> [RECORDED DATA]
* BEGIN *

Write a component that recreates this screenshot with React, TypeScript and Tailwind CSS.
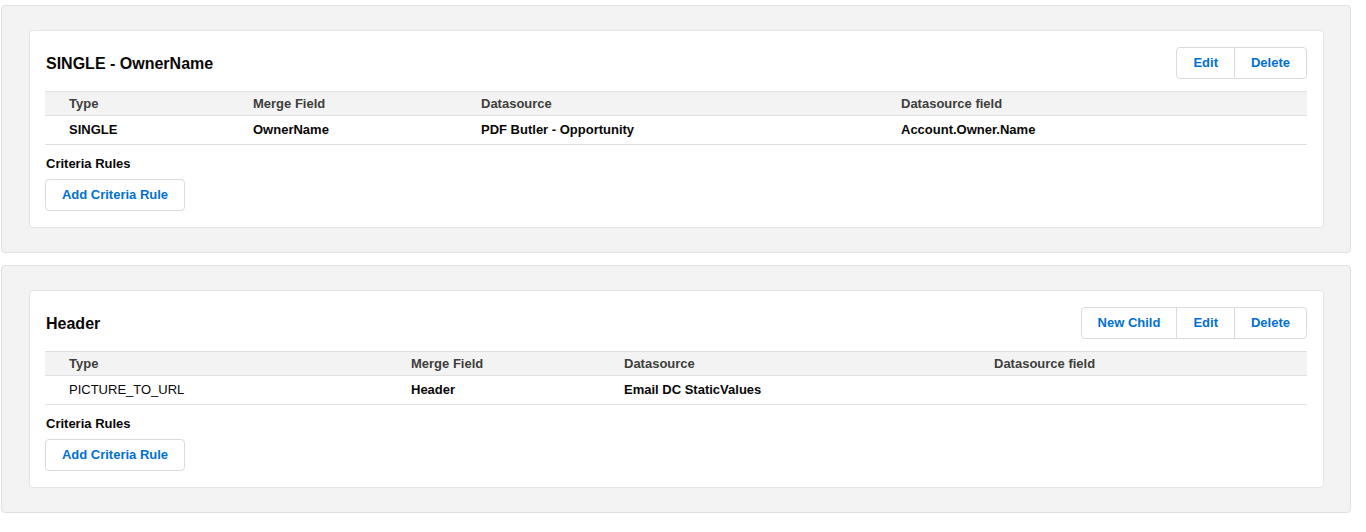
import React from "react";

type Column = { label: string; width?: string; value: string; bold?: boolean };

type Field = {
  title: string;
  actions: string[];
  columns: Column[];
};

const FIELDS: Field[] = [
  {
    title: "SINGLE - OwnerName",
    actions: ["Edit", "Delete"],
    columns: [
      { label: "Type", width: "w-[200px]", value: "SINGLE", bold: true },
      { label: "Merge Field", width: "w-[228px]", value: "OwnerName", bold: true },
      { label: "Datasource", width: "w-[420px]", value: "PDF Butler - Opportunity", bold: true },
      { label: "Datasource field", value: "Account.Owner.Name", bold: true },
    ],
  },
  {
    title: "Header",
    actions: ["New Child", "Edit", "Delete"],
    columns: [
      { label: "Type", width: "w-[358px]", value: "PICTURE_TO_URL" },
      { label: "Merge Field", width: "w-[213px]", value: "Header", bold: true },
      { label: "Datasource", width: "w-[370px]", value: "Email DC StaticValues", bold: true },
      { label: "Datasource field", value: "" },
    ],
  },
];

const ButtonGroup = ({ actions }: { actions: string[] }) => (
  <div className="flex h-[32px] overflow-hidden rounded-[4px] border border-[#dddbda] bg-white">
    {actions.map((a, i) => (
      <button
        key={a}
        className={`px-4 text-[13px] font-bold text-[#0070d2] ${i > 0 ? "border-l border-[#dddbda]" : ""}`}
      >
        {a}
      </button>
    ))}
  </div>
);

const FieldCard = ({ field }: { field: Field }) => (
  <div className="rounded-[4px] border border-[#e0e0e0] bg-[#f3f3f3] pb-[24px] pl-[27px] pr-[26px] pt-[24px]">
    <div className="rounded-[4px] border border-[#e5e5e5] bg-white pb-[16px] pl-[15px] pr-[16px] pt-[16px]">
      <div className="flex items-center justify-between">
        <h2 className="pl-[1px] pt-[2px] text-[16px] font-bold text-[#080707]">{field.title}</h2>
        <ButtonGroup actions={field.actions} />
      </div>

      <table className="mt-[12px] w-full table-fixed border-collapse text-[13px]">
        <thead>
          <tr className="h-[24px] border-y border-[#e0e0e0] bg-[#f3f3f3] text-left text-[#3e3e3c]">
            {field.columns.map((c, i) => (
              <th key={c.label} className={`${c.width ?? ""} p-0 font-bold ${i === 0 ? "pl-[24px]" : "pl-[8px]"}`}>
                {c.label}
              </th>
            ))}
          </tr>
        </thead>
        <tbody>
          <tr className="h-[29px] border-b border-[#e0e0e0] text-[#080707]">
            {field.columns.map((c, i) => (
              <td key={c.label} className={`p-0 ${c.bold ? "font-bold" : "font-normal"} ${i === 0 ? "pl-[24px]" : "pl-[8px]"}`}>
                {c.value}
              </td>
            ))}
          </tr>
        </tbody>
      </table>

      <div className="mt-[9px] pl-[1px] text-[13px] leading-[20px] font-bold text-[#080707]">Criteria Rules</div>
      <button className="mt-[5px] h-[32px] w-[140px] rounded-[4px] border border-[#dddbda] bg-white text-[13px] font-bold text-[#0070d2]">
        Add Criteria Rule
      </button>
    </div>
  </div>
);

export default function App() {
  return (
    <div className="min-h-[532px] bg-white pl-[1px] pt-[5px] font-['Liberation_Sans',Arial,sans-serif]">
      <div className="flex w-[1350px] flex-col gap-[12px]">
        {FIELDS.map((f) => (
          <FieldCard key={f.title} field={f} />
        ))}
      </div>
    </div>
  );
}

* END *

> [WHAT THIS TASK INVOLVES]
Restate the listing above word for word, and skip the pictures.

> [RESULT OF THIS EXERCISE]
Write a component that recreates this screenshot with React, TypeScript and Tailwind CSS.
import React from "react";

type Column = { label: string; width?: string; value: string; bold?: boolean };

type Field = {
  title: string;
  actions: string[];
  columns: Column[];
};

const FIELDS: Field[] = [
  {
    title: "SINGLE - OwnerName",
    actions: ["Edit", "Delete"],
    columns: [
      { label: "Type", width: "w-[200px]", value: "SINGLE", bold: true },
      { label: "Merge Field", width: "w-[228px]", value: "OwnerName", bold: true },
      { label: "Datasource", width: "w-[420px]", value: "PDF Butler - Opportunity", bold: true },
      { label: "Datasource field", value: "Account.Owner.Name", bold: true },
    ],
  },
  {
    title: "Header",
    actions: ["New Child", "Edit", "Delete"],
    columns: [
      { label: "Type", width: "w-[358px]", value: "PICTURE_TO_URL" },
      { label: "Merge Field", width: "w-[213px]", value: "Header", bold: true },
      { label: "Datasource", width: "w-[370px]", value: "Email DC StaticValues", bold: true },
      { label: "Datasource field", value: "" },
    ],
  },
];

const ButtonGroup = ({ actions }: { actions: string[] }) => (
  <div className="flex h-[32px] overflow-hidden rounded-[4px] border border-[#dddbda] bg-white">
    {actions.map((a, i) => (
      <button
        key={a}
        className={`px-4 text-[13px] font-bold text-[#0070d2] ${i > 0 ? "border-l border-[#dddbda]" : ""}`}
      >
        {a}
      </button>
    ))}
  </div>
);

const FieldCard = ({ field }: { field: Field }) => (
  <div className="rounded-[4px] border border-[#e0e0e0] bg-[#f3f3f3] pb-[24px] pl-[27px] pr-[26px] pt-[24px]">
    <div className="rounded-[4px] border border-[#e5e5e5] bg-white pb-[16px] pl-[15px] pr-[16px] pt-[16px]">
      <div className="flex items-center justify-between">
        <h2 className="pl-[1px] pt-[2px] text-[16px] font-bold text-[#080707]">{field.title}</h2>
        <ButtonGroup actions={field.actions} />
      </div>

      <table className="mt-[12px] w-full table-fixed border-collapse text-[13px]">
        <thead>
          <tr className="h-[24px] border-y border-[#e0e0e0] bg-[#f3f3f3] text-left text-[#3e3e3c]">
            {field.columns.map((c, i) => (
              <th key={c.label} className={`${c.width ?? ""} p-0 font-bold ${i === 0 ? "pl-[24px]" : "pl-[8px]"}`}>
                {c.label}
              </th>
            ))}
          </tr>
        </thead>
        <tbody>
          <tr className="h-[29px] border-b border-[#e0e0e0] text-[#080707]">
            {field.columns.map((c, i) => (
              <td key={c.label} className={`p-0 ${c.bold ? "font-bold" : "font-normal"} ${i === 0 ? "pl-[24px]" : "pl-[8px]"}`}>
                {c.value}
              </td>
            ))}
          </tr>
        </tbody>
      </table>

      <div className="mt-[9px] pl-[1px] text-[13px] leading-[20px] font-bold text-[#080707]">Criteria Rules</div>
      <button className="mt-[5px] h-[32px] w-[140px] rounded-[4px] border border-[#dddbda] bg-white text-[13px] font-bold text-[#0070d2]">
        Add Criteria Rule
      </button>
    </div>
  </div>
);

export default function App() {
  return (
    <div className="min-h-[532px] bg-white pl-[1px] pt-[5px] font-['Liberation_Sans',Arial,sans-serif]">
      <div className="flex w-[1350px] flex-col gap-[12px]">
        {FIELDS.map((f) => (
          <FieldCard key={f.title} field={f} />
        ))}
      </div>
    </div>
  );
}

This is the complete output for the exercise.